Did you know this is also a snowflake?

They say that individual snowflakes can be classified into 80 some snow types? That is amazing! Our Creator is wonderful, isn’t He?! We simply can’t duplicate it. Here is a picture of artificial snow. Basically water droplets froze in the cool air and sprayed on the ski hills for our enjoyment… without the creativity:

You wanna hear another interesting tidbit of snowy inspiration? The ice crystals form when a water droplet freezes on a dust or pollen bit in the sky. Crystallization causes the ice to form into the symmetrical patterns we then classify based on those patterns. Each one is unique because of the twists and turns the dust particle makes on its way down from the atmosphere. Yup, we shovel dirt in the winter… it’s just covered in water. Oh, but how beautiful does that dawn of the new-fallen snow look from our windowsill? All white and pristine, before it gets tarnished by salt and grime and snow tires. The hubby made this remark as we turned the corner onto our street. Sure, I say, just happy to be home alive again from the treacherous trip. It’s beautiful… dirt and water piled high…

So, let’s make a little object lesson from our snow this week. In Psalm 51:7, David prays – “Cleanse me with hyssop, and I will be clean; wash me, and I will be whiter than snow.” Ever feel a little dirty on the inside? David could be our prime example of this object lesson. Yet, we are no less dirty. Our “specks of dust” twist and transform our ways and can pile up like the heaps of snow we shovel off the driveway. It has nowhere else to go. But, like that snowflake, God takes all that dirt… and covers it up to make something beautiful!

“Come now, let us reason together,” says the LORD. “Though your sins are like scarlet, they shall be as white as snow; though they are red as crimson, they shall be like wool.”  Isaiah 1:18 Our pure and just God cannot be tarnished by our unholiness, but when covered through Jesus’ sacrifice we shall be as white as snow! Our dust has been covered and only the beauty remains. What a promise!
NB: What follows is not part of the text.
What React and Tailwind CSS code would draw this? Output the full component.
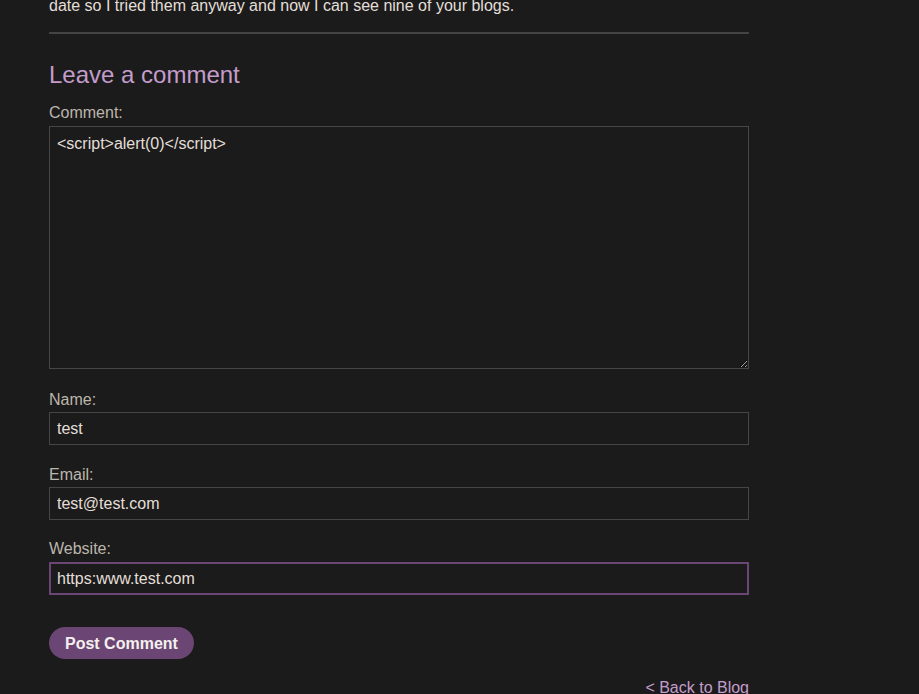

Oh, friends, these days of Covid and snow and winter and isolation have many of us tired and fed up. We are heavy-ladened with the burdens of just trudging through… literally! Alas, our hope is full and it covers the dirt completely! We need cleansing and some good old fashion scrubbing to revive us so that we will be as white as the snow. I’m looking forward to finding that little bit of magic in all this. The silver lining … or should I say the white lightning in the simplicity of some dirt and a water droplet.